Front-end source files
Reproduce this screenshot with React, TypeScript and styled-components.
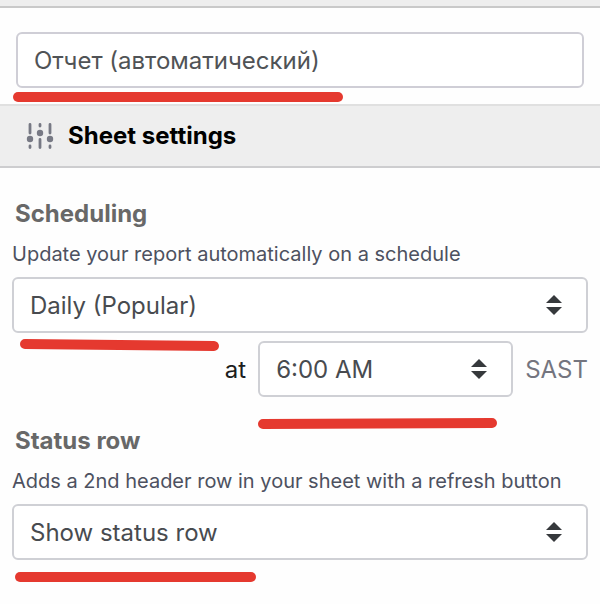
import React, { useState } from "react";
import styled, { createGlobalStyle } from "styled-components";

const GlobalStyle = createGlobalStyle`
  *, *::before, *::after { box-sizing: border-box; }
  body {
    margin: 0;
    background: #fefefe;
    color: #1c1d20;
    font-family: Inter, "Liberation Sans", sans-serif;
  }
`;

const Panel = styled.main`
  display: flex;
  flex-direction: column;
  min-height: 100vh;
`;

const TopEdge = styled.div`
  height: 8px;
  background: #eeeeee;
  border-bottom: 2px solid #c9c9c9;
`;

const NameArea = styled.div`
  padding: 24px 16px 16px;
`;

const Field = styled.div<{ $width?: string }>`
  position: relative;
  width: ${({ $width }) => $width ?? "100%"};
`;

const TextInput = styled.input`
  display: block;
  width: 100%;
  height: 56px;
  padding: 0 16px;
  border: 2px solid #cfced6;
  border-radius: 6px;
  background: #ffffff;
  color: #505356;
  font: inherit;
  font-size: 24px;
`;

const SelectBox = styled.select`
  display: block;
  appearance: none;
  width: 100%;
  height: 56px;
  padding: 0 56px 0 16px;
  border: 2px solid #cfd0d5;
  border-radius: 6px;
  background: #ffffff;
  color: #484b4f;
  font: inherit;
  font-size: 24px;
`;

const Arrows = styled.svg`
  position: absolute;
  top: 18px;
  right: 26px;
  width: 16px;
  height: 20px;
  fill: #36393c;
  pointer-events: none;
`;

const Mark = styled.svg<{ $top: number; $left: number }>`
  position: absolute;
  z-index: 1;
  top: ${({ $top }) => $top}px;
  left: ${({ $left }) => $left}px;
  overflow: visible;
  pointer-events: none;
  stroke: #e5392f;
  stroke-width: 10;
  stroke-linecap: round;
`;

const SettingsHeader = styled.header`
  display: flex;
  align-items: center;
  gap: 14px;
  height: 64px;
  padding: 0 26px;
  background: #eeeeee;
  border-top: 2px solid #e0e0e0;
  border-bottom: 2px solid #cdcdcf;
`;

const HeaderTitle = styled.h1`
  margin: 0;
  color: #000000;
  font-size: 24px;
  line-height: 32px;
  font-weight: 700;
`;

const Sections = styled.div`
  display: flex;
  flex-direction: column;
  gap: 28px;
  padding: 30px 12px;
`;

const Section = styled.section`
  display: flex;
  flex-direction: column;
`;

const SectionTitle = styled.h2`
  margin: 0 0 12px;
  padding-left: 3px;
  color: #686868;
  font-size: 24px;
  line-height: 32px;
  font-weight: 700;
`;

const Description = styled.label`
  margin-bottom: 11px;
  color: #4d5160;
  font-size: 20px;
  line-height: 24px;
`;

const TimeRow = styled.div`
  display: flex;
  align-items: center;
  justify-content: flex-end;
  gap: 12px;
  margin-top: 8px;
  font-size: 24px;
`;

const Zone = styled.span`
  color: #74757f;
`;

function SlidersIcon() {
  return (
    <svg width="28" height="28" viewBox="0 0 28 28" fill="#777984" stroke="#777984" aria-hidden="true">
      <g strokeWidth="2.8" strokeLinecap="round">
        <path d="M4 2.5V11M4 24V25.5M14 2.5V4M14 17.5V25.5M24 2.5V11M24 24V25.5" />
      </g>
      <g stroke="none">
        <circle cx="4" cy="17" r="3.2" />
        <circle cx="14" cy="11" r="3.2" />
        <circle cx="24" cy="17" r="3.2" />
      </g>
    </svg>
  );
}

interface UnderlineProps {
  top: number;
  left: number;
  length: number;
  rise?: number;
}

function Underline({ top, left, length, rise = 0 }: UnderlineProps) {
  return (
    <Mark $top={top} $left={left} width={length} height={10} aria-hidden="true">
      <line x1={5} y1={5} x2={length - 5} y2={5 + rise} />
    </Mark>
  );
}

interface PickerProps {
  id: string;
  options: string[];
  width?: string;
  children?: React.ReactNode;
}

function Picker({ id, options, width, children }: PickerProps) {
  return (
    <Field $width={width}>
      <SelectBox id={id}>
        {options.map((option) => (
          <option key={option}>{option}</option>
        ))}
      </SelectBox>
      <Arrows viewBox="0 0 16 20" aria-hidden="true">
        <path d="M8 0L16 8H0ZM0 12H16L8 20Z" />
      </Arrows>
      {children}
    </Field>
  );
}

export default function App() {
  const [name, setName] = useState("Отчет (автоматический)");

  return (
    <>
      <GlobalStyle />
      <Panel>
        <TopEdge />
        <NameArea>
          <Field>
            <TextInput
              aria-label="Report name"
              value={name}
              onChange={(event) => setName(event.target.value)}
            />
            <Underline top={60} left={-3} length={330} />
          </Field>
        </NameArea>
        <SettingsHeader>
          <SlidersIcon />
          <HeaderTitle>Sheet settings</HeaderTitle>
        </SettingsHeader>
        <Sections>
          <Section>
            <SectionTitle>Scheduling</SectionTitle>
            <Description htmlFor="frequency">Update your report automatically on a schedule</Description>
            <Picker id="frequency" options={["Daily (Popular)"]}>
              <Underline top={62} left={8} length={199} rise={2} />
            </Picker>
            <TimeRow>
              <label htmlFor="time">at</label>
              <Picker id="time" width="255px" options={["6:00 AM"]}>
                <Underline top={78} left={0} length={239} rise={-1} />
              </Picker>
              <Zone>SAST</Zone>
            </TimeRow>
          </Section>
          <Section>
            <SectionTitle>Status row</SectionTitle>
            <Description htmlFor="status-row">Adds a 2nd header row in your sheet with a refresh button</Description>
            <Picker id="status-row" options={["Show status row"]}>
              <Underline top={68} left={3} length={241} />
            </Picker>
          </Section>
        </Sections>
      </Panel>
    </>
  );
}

...

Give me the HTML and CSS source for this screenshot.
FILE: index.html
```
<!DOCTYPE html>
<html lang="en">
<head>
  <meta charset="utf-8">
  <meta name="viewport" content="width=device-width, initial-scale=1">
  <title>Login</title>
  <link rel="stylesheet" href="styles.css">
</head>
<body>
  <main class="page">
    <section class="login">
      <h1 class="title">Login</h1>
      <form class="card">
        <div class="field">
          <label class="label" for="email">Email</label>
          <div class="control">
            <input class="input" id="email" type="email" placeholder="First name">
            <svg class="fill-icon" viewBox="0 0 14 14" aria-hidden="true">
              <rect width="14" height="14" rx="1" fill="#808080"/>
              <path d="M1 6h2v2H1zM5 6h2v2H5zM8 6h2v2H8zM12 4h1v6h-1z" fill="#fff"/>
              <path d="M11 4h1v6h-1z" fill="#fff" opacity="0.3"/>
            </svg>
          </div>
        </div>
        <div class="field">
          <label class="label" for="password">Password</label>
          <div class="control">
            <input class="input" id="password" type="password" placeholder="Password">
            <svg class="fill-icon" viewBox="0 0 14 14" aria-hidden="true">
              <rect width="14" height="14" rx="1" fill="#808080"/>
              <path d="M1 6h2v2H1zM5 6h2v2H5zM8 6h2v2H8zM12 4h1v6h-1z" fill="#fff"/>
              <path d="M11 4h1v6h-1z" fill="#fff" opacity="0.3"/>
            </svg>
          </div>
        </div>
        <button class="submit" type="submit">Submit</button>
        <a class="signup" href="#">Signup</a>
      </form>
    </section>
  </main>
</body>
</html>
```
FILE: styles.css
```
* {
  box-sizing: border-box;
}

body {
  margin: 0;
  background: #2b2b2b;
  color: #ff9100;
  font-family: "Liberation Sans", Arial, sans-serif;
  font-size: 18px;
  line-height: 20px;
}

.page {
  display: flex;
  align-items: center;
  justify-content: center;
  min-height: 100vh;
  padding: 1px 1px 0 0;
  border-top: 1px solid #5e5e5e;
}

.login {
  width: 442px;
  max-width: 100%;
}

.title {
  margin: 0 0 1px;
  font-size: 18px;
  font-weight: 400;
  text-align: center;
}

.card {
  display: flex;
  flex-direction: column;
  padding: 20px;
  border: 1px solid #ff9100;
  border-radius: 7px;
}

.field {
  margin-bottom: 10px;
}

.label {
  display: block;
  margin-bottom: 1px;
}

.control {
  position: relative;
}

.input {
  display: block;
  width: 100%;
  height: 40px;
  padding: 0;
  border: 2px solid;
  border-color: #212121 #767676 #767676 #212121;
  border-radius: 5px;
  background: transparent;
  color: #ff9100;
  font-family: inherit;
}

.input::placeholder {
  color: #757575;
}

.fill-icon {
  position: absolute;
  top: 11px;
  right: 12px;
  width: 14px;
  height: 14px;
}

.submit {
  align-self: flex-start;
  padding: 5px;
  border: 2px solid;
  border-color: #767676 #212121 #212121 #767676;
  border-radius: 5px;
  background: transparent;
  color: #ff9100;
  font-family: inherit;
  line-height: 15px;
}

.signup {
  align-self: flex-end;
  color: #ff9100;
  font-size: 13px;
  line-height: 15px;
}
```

Aim of the task:
Copy out all lines above that include the string "this".

Written answer:
Reproduce this screenshot with React, TypeScript and styled-components.
Give me the HTML and CSS source for this screenshot.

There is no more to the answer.